— Begin SOURCE MATERIAL —

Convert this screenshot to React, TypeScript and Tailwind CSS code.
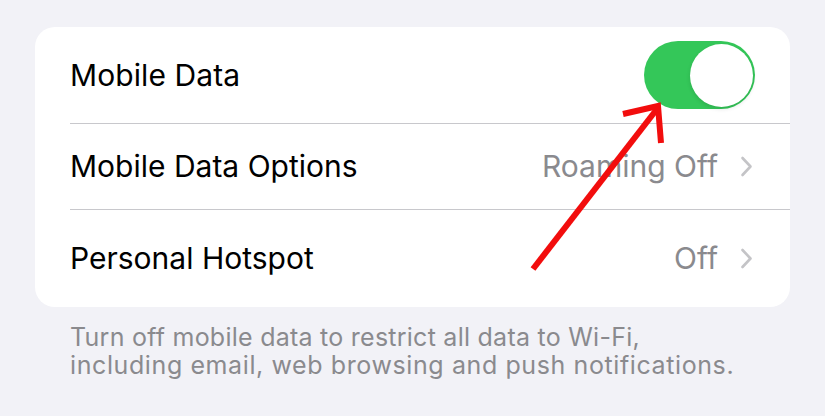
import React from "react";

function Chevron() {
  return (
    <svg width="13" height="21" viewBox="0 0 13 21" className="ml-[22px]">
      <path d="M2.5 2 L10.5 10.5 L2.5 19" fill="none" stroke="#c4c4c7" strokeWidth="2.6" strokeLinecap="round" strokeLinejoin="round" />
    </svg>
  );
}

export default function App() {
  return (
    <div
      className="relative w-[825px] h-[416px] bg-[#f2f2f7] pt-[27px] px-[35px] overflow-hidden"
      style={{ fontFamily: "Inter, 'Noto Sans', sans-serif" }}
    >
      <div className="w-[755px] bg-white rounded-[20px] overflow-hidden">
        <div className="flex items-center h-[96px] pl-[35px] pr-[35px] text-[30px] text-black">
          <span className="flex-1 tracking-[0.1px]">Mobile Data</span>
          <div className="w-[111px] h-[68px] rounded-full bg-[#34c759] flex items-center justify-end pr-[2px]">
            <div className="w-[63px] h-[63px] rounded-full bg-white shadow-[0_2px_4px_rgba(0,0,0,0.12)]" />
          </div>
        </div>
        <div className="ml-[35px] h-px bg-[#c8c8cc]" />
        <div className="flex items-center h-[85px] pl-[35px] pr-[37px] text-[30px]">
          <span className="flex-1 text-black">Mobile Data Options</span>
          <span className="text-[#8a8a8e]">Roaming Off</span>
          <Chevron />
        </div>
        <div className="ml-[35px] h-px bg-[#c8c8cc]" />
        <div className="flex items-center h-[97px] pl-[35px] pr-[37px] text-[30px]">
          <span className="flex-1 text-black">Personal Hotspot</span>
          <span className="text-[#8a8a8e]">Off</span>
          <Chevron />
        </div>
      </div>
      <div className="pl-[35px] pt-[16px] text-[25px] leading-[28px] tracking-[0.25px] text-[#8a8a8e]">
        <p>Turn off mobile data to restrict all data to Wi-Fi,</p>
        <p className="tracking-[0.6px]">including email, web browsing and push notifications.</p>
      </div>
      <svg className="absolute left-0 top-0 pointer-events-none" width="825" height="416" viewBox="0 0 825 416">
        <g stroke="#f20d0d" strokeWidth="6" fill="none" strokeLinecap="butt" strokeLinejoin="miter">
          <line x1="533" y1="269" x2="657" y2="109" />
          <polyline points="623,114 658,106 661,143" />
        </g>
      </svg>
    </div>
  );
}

— End SOURCE MATERIAL —

INSTRUCTION
Set down the material above as is, without any pictures.

PROBLEM SOLUTION
Convert this screenshot to React, TypeScript and Tailwind CSS code.
import React from "react";

function Chevron() {
  return (
    <svg width="13" height="21" viewBox="0 0 13 21" className="ml-[22px]">
      <path d="M2.5 2 L10.5 10.5 L2.5 19" fill="none" stroke="#c4c4c7" strokeWidth="2.6" strokeLinecap="round" strokeLinejoin="round" />
    </svg>
  );
}

export default function App() {
  return (
    <div
      className="relative w-[825px] h-[416px] bg-[#f2f2f7] pt-[27px] px-[35px] overflow-hidden"
      style={{ fontFamily: "Inter, 'Noto Sans', sans-serif" }}
    >
      <div className="w-[755px] bg-white rounded-[20px] overflow-hidden">
        <div className="flex items-center h-[96px] pl-[35px] pr-[35px] text-[30px] text-black">
          <span className="flex-1 tracking-[0.1px]">Mobile Data</span>
          <div className="w-[111px] h-[68px] rounded-full bg-[#34c759] flex items-center justify-end pr-[2px]">
            <div className="w-[63px] h-[63px] rounded-full bg-white shadow-[0_2px_4px_rgba(0,0,0,0.12)]" />
          </div>
        </div>
        <div className="ml-[35px] h-px bg-[#c8c8cc]" />
        <div className="flex items-center h-[85px] pl-[35px] pr-[37px] text-[30px]">
          <span className="flex-1 text-black">Mobile Data Options</span>
          <span className="text-[#8a8a8e]">Roaming Off</span>
          <Chevron />
        </div>
        <div className="ml-[35px] h-px bg-[#c8c8cc]" />
        <div className="flex items-center h-[97px] pl-[35px] pr-[37px] text-[30px]">
          <span className="flex-1 text-black">Personal Hotspot</span>
          <span className="text-[#8a8a8e]">Off</span>
          <Chevron />
        </div>
      </div>
      <div className="pl-[35px] pt-[16px] text-[25px] leading-[28px] tracking-[0.25px] text-[#8a8a8e]">
        <p>Turn off mobile data to restrict all data to Wi-Fi,</p>
        <p className="tracking-[0.6px]">including email, web browsing and push notifications.</p>
      </div>
      <svg className="absolute left-0 top-0 pointer-events-none" width="825" height="416" viewBox="0 0 825 416">
        <g stroke="#f20d0d" strokeWidth="6" fill="none" strokeLinecap="butt" strokeLinejoin="miter">
          <line x1="533" y1="269" x2="657" y2="109" />
          <polyline points="623,114 658,106 661,143" />
        </g>
      </svg>
    </div>
  );
}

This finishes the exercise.